Queridos lectores:
A menudo me pregunto si esta columna no será una carta. Una carta que escribo para mí, con la excusa de dirigirme a vosotros. Este año las cartas me sobrevuelan.
Hace unos meses, encontré el fragmento de una misiva. En plena borrasca Gloria, un trozo de papel vino a parar a mis pies. La carta está fechada el 29 de octubre de 1979. La firma Víctor y le dice a M. (el nombre se perdió), que está muy enamorado, y lo corrobora con un corazón que abraza sus iniciales. En los renglones, un portal, un temor, un catarro impertinente que los separa, una soledad, unos hermanos y una disculpa.
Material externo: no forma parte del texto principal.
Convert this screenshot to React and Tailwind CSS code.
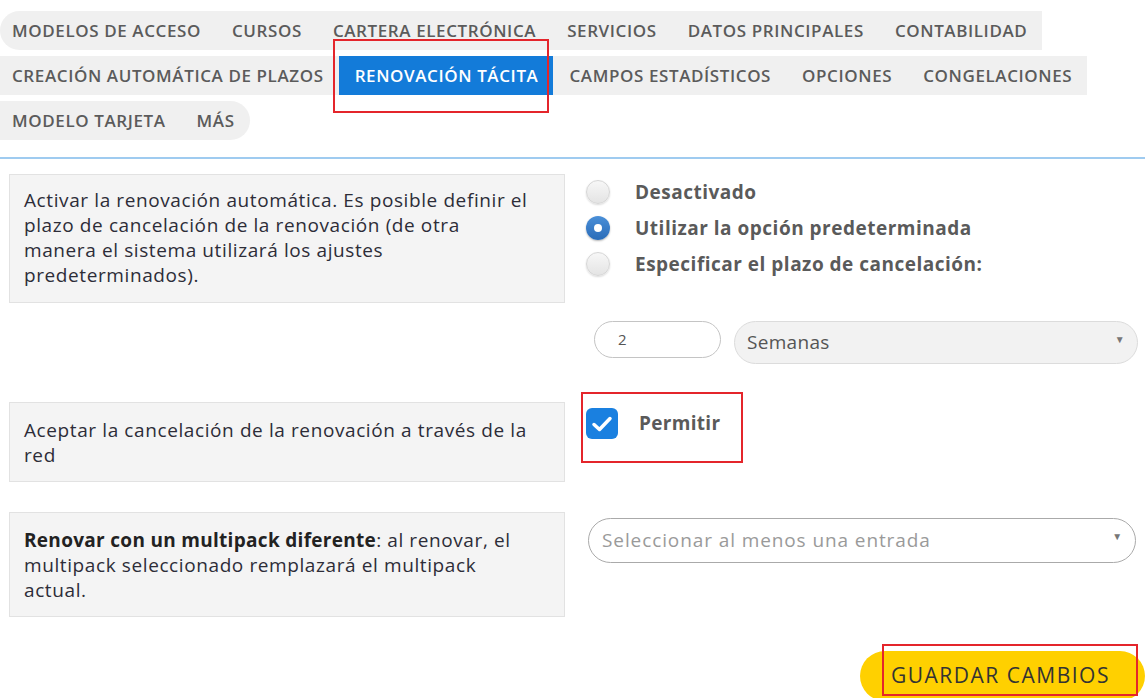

¿Por qué pide disculpas Víctor a M.? ¿Porque no puede verla? ¿Porque aún no conoce a sus hermanos? ¿Por algún incidente en ese portal, que imagino oscuro, frío, húmedo y excitante? No. Por la letra. Está tan resfriado, se encuentra tan mal, que su letra no es buena. Y él lo sabe, y sabe también que ha de esmerarse en las maneras que utiliza para seducirla. Con las palabras. Con la letra. Con la carta.
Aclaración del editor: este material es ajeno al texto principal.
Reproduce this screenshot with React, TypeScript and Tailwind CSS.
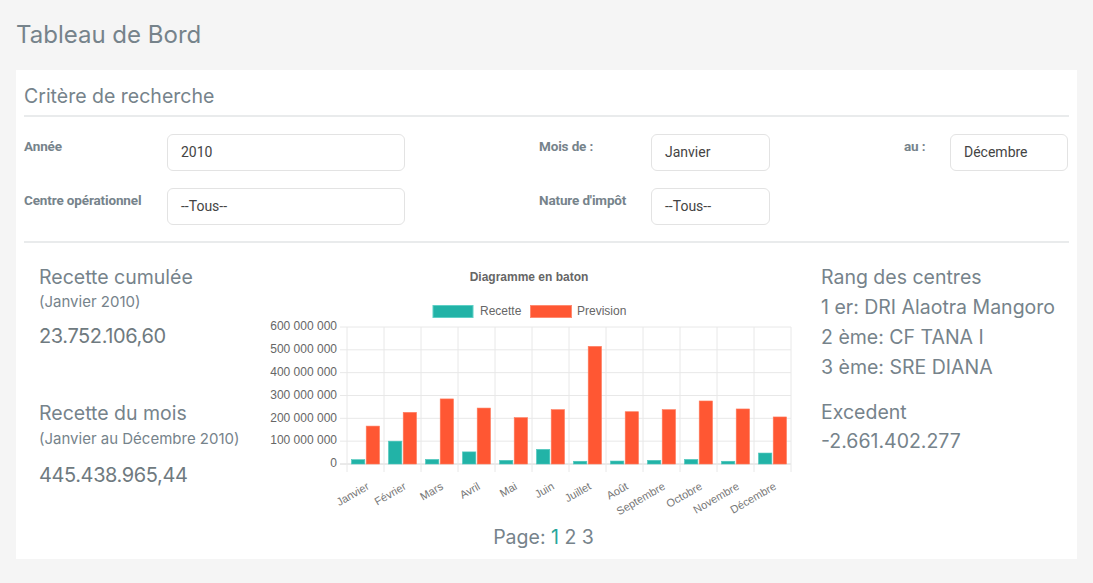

Este año, hasta el Boss ha escrito una. Nos estamos escribiendo cada vez más. Unos a otros, pero sobre todo, a nosotros. Necesitamos nombrar y nombrarnos.
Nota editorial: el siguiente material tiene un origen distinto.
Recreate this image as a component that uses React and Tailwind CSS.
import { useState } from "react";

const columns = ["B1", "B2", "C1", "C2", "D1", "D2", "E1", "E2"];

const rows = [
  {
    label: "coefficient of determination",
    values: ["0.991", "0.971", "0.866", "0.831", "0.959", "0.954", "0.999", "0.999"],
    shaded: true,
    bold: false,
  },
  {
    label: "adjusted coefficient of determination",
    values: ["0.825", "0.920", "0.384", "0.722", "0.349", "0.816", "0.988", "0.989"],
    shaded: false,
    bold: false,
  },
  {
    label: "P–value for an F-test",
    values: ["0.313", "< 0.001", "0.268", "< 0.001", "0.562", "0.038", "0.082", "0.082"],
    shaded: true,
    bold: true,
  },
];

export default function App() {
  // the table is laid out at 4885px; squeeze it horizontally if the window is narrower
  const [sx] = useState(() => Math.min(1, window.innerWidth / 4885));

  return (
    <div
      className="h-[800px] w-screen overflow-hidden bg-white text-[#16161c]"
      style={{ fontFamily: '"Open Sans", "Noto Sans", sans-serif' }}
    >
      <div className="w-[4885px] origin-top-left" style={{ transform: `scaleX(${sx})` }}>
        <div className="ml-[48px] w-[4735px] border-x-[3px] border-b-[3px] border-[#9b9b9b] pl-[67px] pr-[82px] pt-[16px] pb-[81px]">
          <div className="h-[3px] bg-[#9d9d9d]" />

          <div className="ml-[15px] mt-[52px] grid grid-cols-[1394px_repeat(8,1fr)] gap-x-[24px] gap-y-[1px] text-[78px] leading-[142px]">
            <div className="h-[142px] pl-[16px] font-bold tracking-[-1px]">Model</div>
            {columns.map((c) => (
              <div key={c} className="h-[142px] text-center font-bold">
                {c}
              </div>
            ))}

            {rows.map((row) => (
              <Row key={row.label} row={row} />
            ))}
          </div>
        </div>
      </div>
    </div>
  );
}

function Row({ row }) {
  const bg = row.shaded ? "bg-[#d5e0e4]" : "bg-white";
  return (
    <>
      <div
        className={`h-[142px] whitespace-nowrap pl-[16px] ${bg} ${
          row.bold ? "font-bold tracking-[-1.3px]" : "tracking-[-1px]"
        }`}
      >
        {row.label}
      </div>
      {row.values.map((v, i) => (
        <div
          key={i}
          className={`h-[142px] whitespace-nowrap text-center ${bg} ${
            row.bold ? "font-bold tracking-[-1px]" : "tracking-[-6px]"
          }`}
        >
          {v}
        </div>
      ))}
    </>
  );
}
Ahora llega ese momento: el de pedir disculpas. Disculpad mi mala letra, mi nula o escasa conexión con vuestros intereses. Disculpad si mi columna es demasiado literaria, o tal vez refleja una experiencia o emoción determinadas con las que no os identificáis. Quizás mi opinión es demasiado subjetiva, condicionada por mis circunstancias. Pero es que ya sabéis. En esta herramienta de seducción que es la escritura, a veces una no da con la tecla exacta. Sabréis perdonarme. Pues a la primera que he de seducir... es a mí.